Ten years in jail for joining extremists

Islam4UK, which planned to march through Wootton Bassett, is outlawed
Click to follow

The Islamist group that provoked public outrage by planning a march through Wootton Bassett is to be banned from operating in Britain, the Government announced yesterday.

A parliamentary order, which comes into effect tomorrow, will make it a criminal offence punishable by up to 10 years in prison for anyone to be a member of Islam4UK, or any other known alias.

The ban extends an existing order made under the Terrorism Act 2000, which prevented the group from using the names Al Ghurabaa and The Saved Sect. Arranging a meeting under any of the group's names is now illegal, as is wearing its emblems or clothes, and its assets can be seized.

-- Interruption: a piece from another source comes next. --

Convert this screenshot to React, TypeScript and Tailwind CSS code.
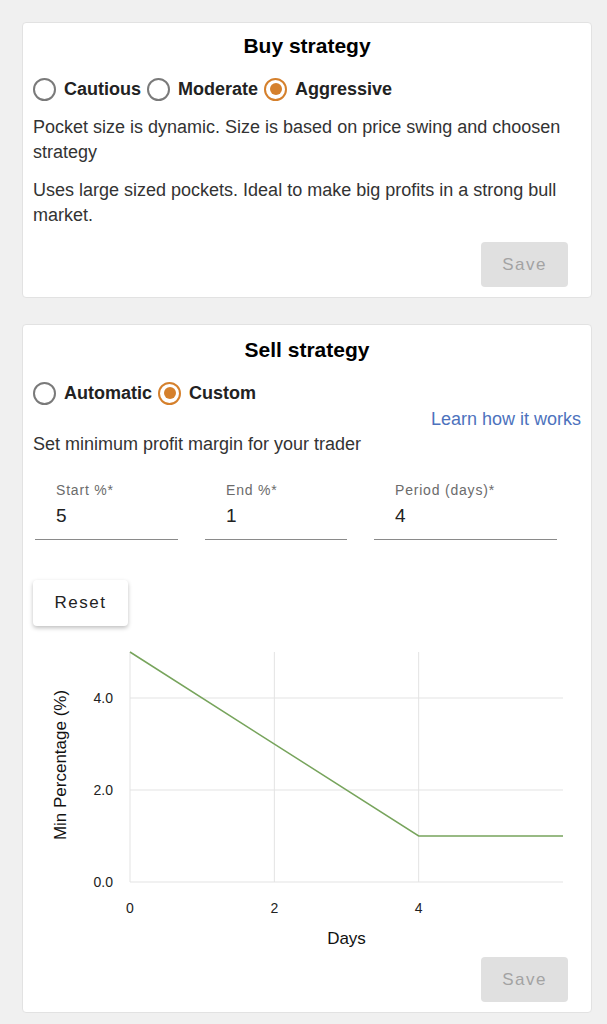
import { useState } from "react";

function Radio({
  label,
  checked,
  onSelect,
}: {
  label: string;
  checked: boolean;
  onSelect: () => void;
}) {
  return (
    <button type="button" onClick={onSelect} className="flex items-center gap-[8px] cursor-pointer">
      <span
        className={
          checked
            ? "w-[23px] h-[23px] rounded-full border-2 border-[#d5802c] flex items-center justify-center"
            : "w-[23px] h-[23px] rounded-full border-2 border-[#7a7a7a]"
        }
      >
        {checked && <span className="w-[12px] h-[12px] rounded-full bg-[#d5802c]" />}
      </span>
      <span className="text-[18px] font-bold text-[#222] leading-6">{label}</span>
    </button>
  );
}

function SaveButton() {
  return (
    <div className="flex justify-end pr-[13px]">
      <button
        disabled
        className="w-[87px] h-[45px] rounded-[4px] bg-[#e0e0e0] text-[#a3a3a3] text-[17px] tracking-[1.5px]"
      >
        Save
      </button>
    </div>
  );
}

function Field({ label, value, width }: { label: string; value: string; width: string }) {
  return (
    <div className={`${width} border-b border-[#8a8a8a] pl-[21px] pb-[11px]`}>
      <div className="text-[14px] leading-4 text-[#6b6b6b] tracking-[0.8px]">{label}</div>
      <div className="mt-[6px] text-[19px] leading-6 text-[#222]">{value}</div>
    </div>
  );
}

// plot box inside the svg
const X0 = 97;
const X1 = 530;
const Y0 = 12;
const Y1 = 242;
const sx = (d: number) => X0 + ((X1 - X0) * d) / 6;
const sy = (p: number) => Y1 - ((Y1 - Y0) * p) / 5;

function MarginChart({ start, end, period }: { start: number; end: number; period: number }) {
  const pts = [
    [0, start],
    [period, end],
    [6, end],
  ];
  return (
    <svg width="548" height="310" className="block" fontFamily="'Liberation Sans', Arial, sans-serif">
      {[2, 4].map((d) => (
        <line key={d} x1={sx(d)} x2={sx(d)} y1={Y0} y2={Y1} stroke="#e3e3e3" strokeWidth="1" />
      ))}
      {[2, 4].map((p) => (
        <line key={p} x1={X0} x2={X1} y1={sy(p)} y2={sy(p)} stroke="#e3e3e3" strokeWidth="1" />
      ))}
      <line x1={X0} x2={X0} y1={Y0} y2={Y1} stroke="#e3e3e3" />
      <line x1={X0} x2={X1} y1={Y1} y2={Y1} stroke="#e3e3e3" />
      <polyline
        points={pts.map(([d, p]) => `${sx(d)},${sy(p)}`).join(" ")}
        fill="none"
        stroke="#77a45c"
        strokeWidth="1.5"
      />
      {[0, 2, 4].map((p) => (
        <text key={p} x={80} y={sy(p) + 5} textAnchor="end" fontSize="14" fill="#222">
          {p.toFixed(1)}
        </text>
      ))}
      {[0, 2, 4].map((d) => (
        <text key={d} x={sx(d)} y={273} textAnchor="middle" fontSize="14" fill="#222">
          {d}
        </text>
      ))}
      <text x={(X0 + X1) / 2} y={304} textAnchor="middle" fontSize="17" fill="#111">
        Days
      </text>
      <text
        x={0}
        y={0}
        transform="translate(33 125) rotate(-90)"
        textAnchor="middle"
        fontSize="17"
        fill="#111"
      >
        Min Percentage (%)
      </text>
    </svg>
  );
}

export default function App() {
  const [buy, setBuy] = useState("Aggressive");
  const [sell, setSell] = useState("Custom");

  return (
    <div className="min-h-screen bg-[#f0f0f0] py-[22px] font-['Liberation_Sans',Arial,sans-serif]">
      {/* Buy strategy */}
      <div className="ml-[22px] w-[570px] bg-white rounded-[4px] border border-[#e2e2e2] px-[10px] pt-[11px] pb-[10px]">
        <h2 className="text-center text-[21px] font-bold leading-6 text-black">Buy strategy</h2>
        <div className="mt-[19px] flex items-center gap-[6px]">
          {["Cautious", "Moderate", "Aggressive"].map((o) => (
            <Radio key={o} label={o} checked={buy === o} onSelect={() => setBuy(o)} />
          ))}
        </div>
        <p className="mt-[14px] text-[18px] leading-[25px] text-[#333]">
          Pocket size is dynamic. Size is based on price swing and choosen strategy
        </p>
        <p className="mt-[13px] text-[18px] leading-[25px] text-[#333]">
          Uses large sized pockets. Ideal to make big profits in a strong bull market.
        </p>
        <div className="mt-[14px]">
          <SaveButton />
        </div>
      </div>

      {/* Sell strategy */}
      <div className="mt-[26px] ml-[22px] w-[570px] bg-white rounded-[4px] border border-[#e2e2e2] px-[10px] pt-[13px] pb-[10px]">
        <h2 className="text-center text-[21px] font-bold leading-6 text-black">Sell strategy</h2>
        <div className="mt-[19px] flex items-center gap-[6px]">
          {["Automatic", "Custom"].map((o) => (
            <Radio key={o} label={o} checked={sell === o} onSelect={() => setSell(o)} />
          ))}
        </div>
        <div className="mt-[2px] text-right text-[18px] leading-[25px] text-[#4d72bd]">
          <a href="#">Learn how it works</a>
        </div>
        <p className="text-[18px] leading-[25px] text-[#333]">Set minimum profit margin for your trader</p>
        <div className="mt-[25px] ml-[2px] flex gap-[27px]">
          <Field label="Start %*" value="5" width="w-[143px]" />
          <Field label="End %*" value="1" width="w-[142px]" />
          <Field label="Period (days)*" value="4" width="w-[183px]" />
        </div>
        <button className="mt-[40px] w-[95px] h-[46px] rounded-[4px] bg-white shadow-[0_2px_4px_rgba(0,0,0,0.25)] text-[17px] tracking-[1.5px] text-[#222]">
          Reset
        </button>
        <div className="mt-[14px]">
          <MarginChart start={5} end={1} period={4} />
        </div>
        <div className="mt-[7px]">
          <SaveButton />
        </div>
      </div>
    </div>
  );
}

The Home Secretary, Alan Johnson, said: "I have laid an order which will proscribe Al Muhajiroun, Islam4UK, and a number of the other names the organisation goes by. It is already proscribed under two other names – Al Ghurabaa and The Saved Sect.

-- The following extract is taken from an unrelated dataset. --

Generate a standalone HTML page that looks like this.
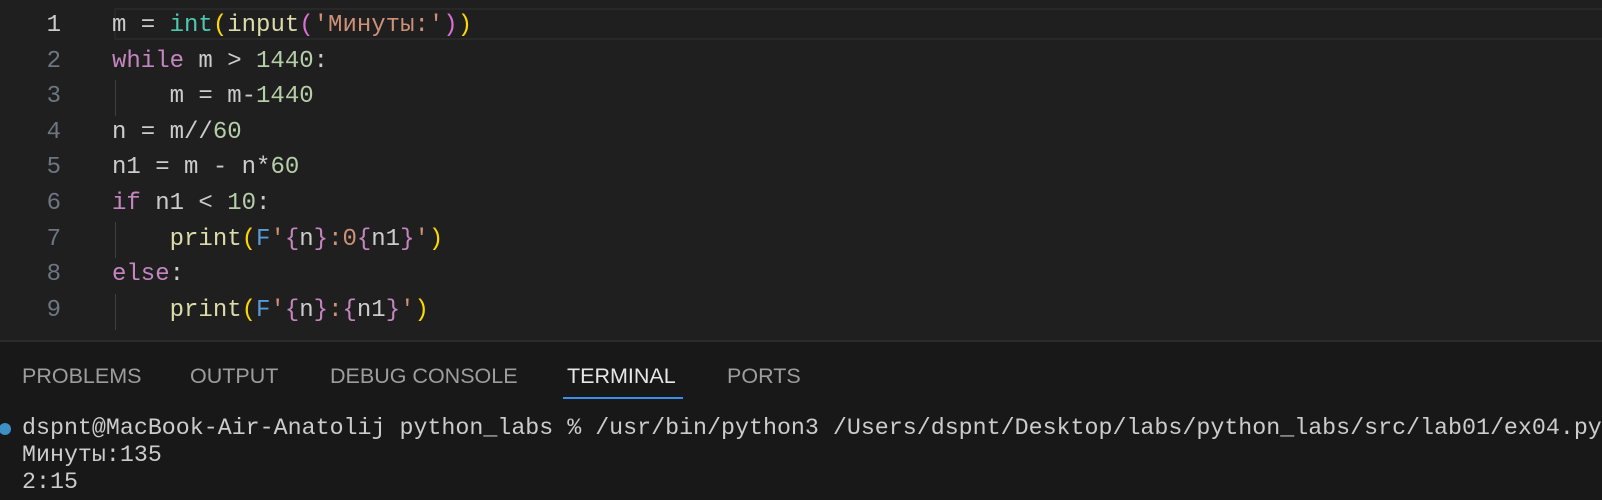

"Proscription is a tough but necessary power to tackle terrorism and is not a course we take lightly. We are clear that an organisation should not be able to circumvent proscription by simply changing its name."

The group caused controversy by threatening to march through Wootton Bassett, the town in Wiltshire close to RAF Lyneham where fallen servicemen are repatriated. Its leader Anjem Choudary, who founded Al Muhajiroun in the 1980s alongside the radical cleric Omar Bakri Mohammad, cancelled the proposed protest on Sunday.

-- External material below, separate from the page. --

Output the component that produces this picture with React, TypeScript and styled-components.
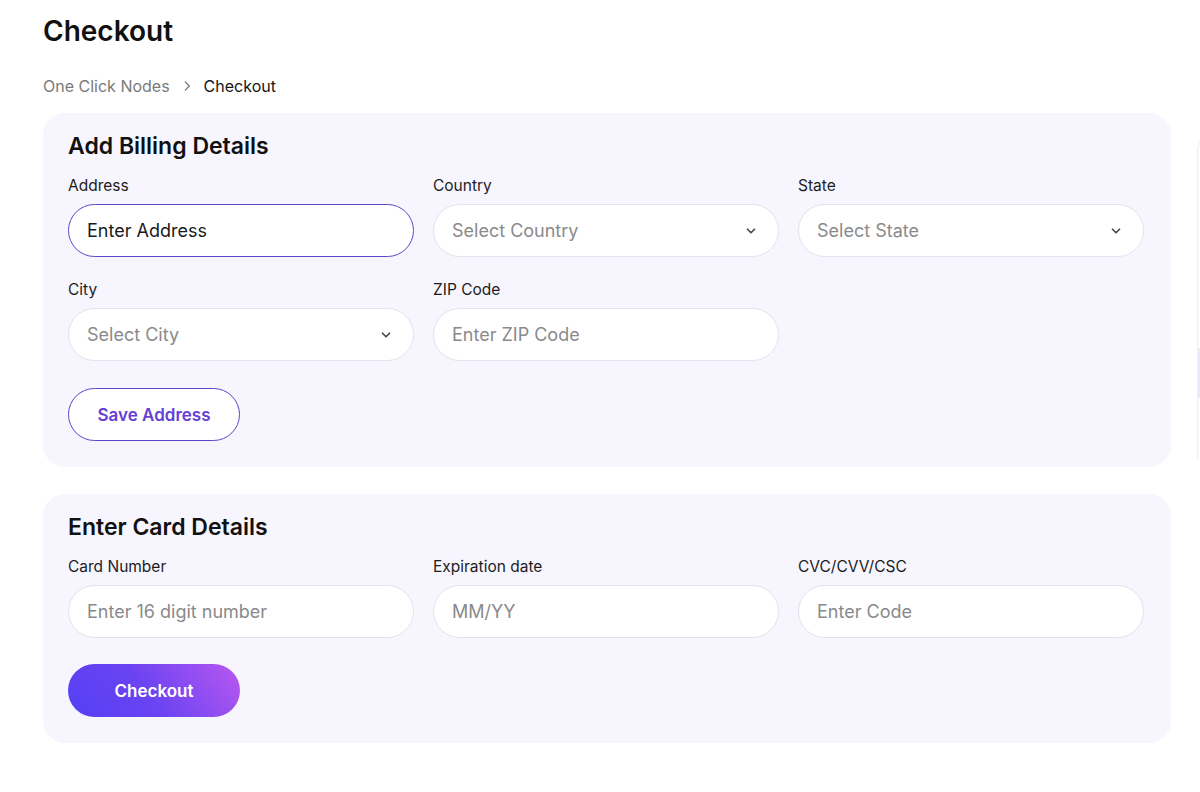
import { FC } from "react";
import styled, { createGlobalStyle } from "styled-components";

const GlobalStyle = createGlobalStyle`
  html, body {
    margin: 0;
    padding: 0;
    background: #ffffff;
  }
  body {
    font-family: "Inter", "Open Sans", sans-serif;
    color: #161616;
    overflow: hidden;
  }
`;

const Page = styled.div`
  display: flex;
  gap: 26px;
  width: 1200px;
  height: 792px;
  padding: 14px 0 0 43px;
  box-sizing: border-box;
  overflow: hidden;
`;

const Main = styled.main`
  flex: 0 0 1128px;
  display: flex;
  flex-direction: column;
`;

const PageTitle = styled.h1`
  margin: 0;
  font-size: 28px;
  line-height: 34px;
  font-weight: 600;
  color: #111;
`;

const Breadcrumb = styled.nav`
  margin-top: 28px;
  display: flex;
  align-items: center;
  gap: 10px;
  font-size: 16px;
  line-height: 20px;
`;

const Crumb = styled.span<{ $active?: boolean }>`
  color: ${(p) => (p.$active ? "#161616" : "#7a7a7a")};
`;

const Card = styled.section`
  background: #f7f5fe;
  border-radius: 22px;
  padding: 18px 27px 26px 25px;
  display: flex;
  flex-direction: column;
  & + & {
    margin-top: 27px;
  }
`;

const CardTitle = styled.h2`
  margin: 0 0 15px;
  font-size: 23px;
  line-height: 30px;
  font-weight: 600;
  color: #111;
`;

const Grid = styled.div`
  display: grid;
  grid-template-columns: repeat(3, 346px);
  column-gap: 19px;
  row-gap: 23px;
`;

const Field = styled.div`
  display: flex;
  flex-direction: column;
  gap: 8px;
`;

const Label = styled.label`
  font-size: 15.5px;
  line-height: 20px;
  color: #1c1c1c;
`;

const Box = styled.div<{ $focused?: boolean }>`
  height: 53px;
  box-sizing: border-box;
  border-radius: 27px;
  background: #fff;
  border: ${(p) => (p.$focused ? "1.5px solid #5a48c8" : "1px solid #e4e1ec")};
  display: flex;
  align-items: center;
  justify-content: space-between;
  padding: 0 20px 0 18px;
  font-size: 18px;
`;

const BoxText = styled.span<{ $filled?: boolean }>`
  color: ${(p) => (p.$filled ? "#1a1a1a" : "#8a8a8a")};
`;

const Chevron = styled.svg`
  width: 14px;
  height: 14px;
  color: #4a4a4a;
`;

const OutlineButton = styled.button`
  margin-top: 27px;
  align-self: flex-start;
  width: 172px;
  height: 53px;
  border-radius: 27px;
  border: 1.5px solid #5b46c9;
  background: #fff;
  color: #6540d2;
  font-family: inherit;
  font-size: 17px;
  font-weight: 600;
`;

const GradientButton = styled.button`
  margin-top: 26px;
  align-self: flex-start;
  width: 172px;
  height: 53px;
  border-radius: 27px;
  border: none;
  background: linear-gradient(55deg, #5540f4 0%, #6a43f2 45%, #b958f0 100%);
  color: #fff;
  font-family: inherit;
  font-size: 17px;
  font-weight: 600;
`;

const Side = styled.aside`
  flex: 0 0 300px;
  margin-top: 116px;
  height: 330px;
  border-left: 1px solid #f1eefb;
  border-top: 1px solid #f4f2fc;
  border-radius: 22px 0 0 0;
  background: #fefefe;
  display: flex;
  flex-direction: column;
  justify-content: flex-end;
  padding-bottom: 62px;
  box-sizing: border-box;
`;

const SideBar = styled.div`
  height: 50px;
  width: 100%;
  background: #ebe8fb;
`;

const ChevronIcon: FC = () => (
  <Chevron viewBox="0 0 24 24" fill="none" stroke="currentColor" strokeWidth={3} strokeLinecap="round" strokeLinejoin="round">
    <path d="M6 9l6 6 6-6" />
  </Chevron>
);

interface InputProps {
  label: string;
  text: string;
  select?: boolean;
  filled?: boolean;
}

const Input: FC<InputProps> = ({ label, text, select, filled }) => (
  <Field>
    <Label>{label}</Label>
    <Box $focused={filled}>
      <BoxText $filled={filled}>{text}</BoxText>
      {select && <ChevronIcon />}
    </Box>
  </Field>
);

const App: FC = () => {
  return (
    <>
      <GlobalStyle />
      <Page>
        <Main>
          <PageTitle>Checkout</PageTitle>
          <Breadcrumb>
            <Crumb>One Click Nodes</Crumb>
            <svg width="14" height="14" viewBox="0 0 24 24" fill="none" stroke="#6f6f6f" strokeWidth={2} strokeLinecap="round" strokeLinejoin="round">
              <path d="M9 5l7 7-7 7" />
            </svg>
            <Crumb $active>Checkout</Crumb>
          </Breadcrumb>
          <div style={{ height: 17 }} />
          <Card>
            <CardTitle>Add Billing Details</CardTitle>
            <Grid>
              <Input label="Address" text="Enter Address" filled />
              <Input label="Country" text="Select Country" select />
              <Input label="State" text="Select State" select />
              <Input label="City" text="Select City" select />
              <Input label="ZIP Code" text="Enter ZIP Code" />
            </Grid>
            <OutlineButton>Save Address</OutlineButton>
          </Card>
          <Card>
            <CardTitle>Enter Card Details</CardTitle>
            <Grid>
              <Input label="Card Number" text="Enter 16 digit number" />
              <Input label="Expiration date" text="MM/YY" />
              <Input label="CVC/CVV/CSC" text="Enter Code" />
            </Grid>
            <GradientButton>Checkout</GradientButton>
          </Card>
        </Main>
        <Side>
          <SideBar />
        </Side>
      </Page>
    </>
  );
};

export default App;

Yesterday, he denied that any members of Islam4UK were involved in violence and described the Government's decision as "a failure of the concept of democracy and freedom".

He told the BBC's Today programme: "The word 'terrorism' has been defined in the dictionary as the use of violence against a community or a section of the community. I have been campaigning to say that that is precisely what the British Government is doing in Iraq and Afghanistan and even domestically.

"Oddly, we are now being targeted as an extremist or terrorist organisation and even banned for merely expressing that. Ultimately, what the people will see is if you don't agree with the Government and you want to expose their foreign policy, then freedom quickly dissipates and turns into dictatorship."

He also warned that banning the group would push young Muslims "underground" where they might turn to violence.

Inayat Bunglawala, from the Muslim Council of Britain, said that while the "overwhelming majority" of British Muslims strongly disapproved of Islam4UK's actions, he felt uncomfortable about the Government's decision to outlaw the group.

He said: "Shouldn't we, as a democracy and a country which upholds the rule of law and order, be banning individuals who break the law rather than banning organisations?"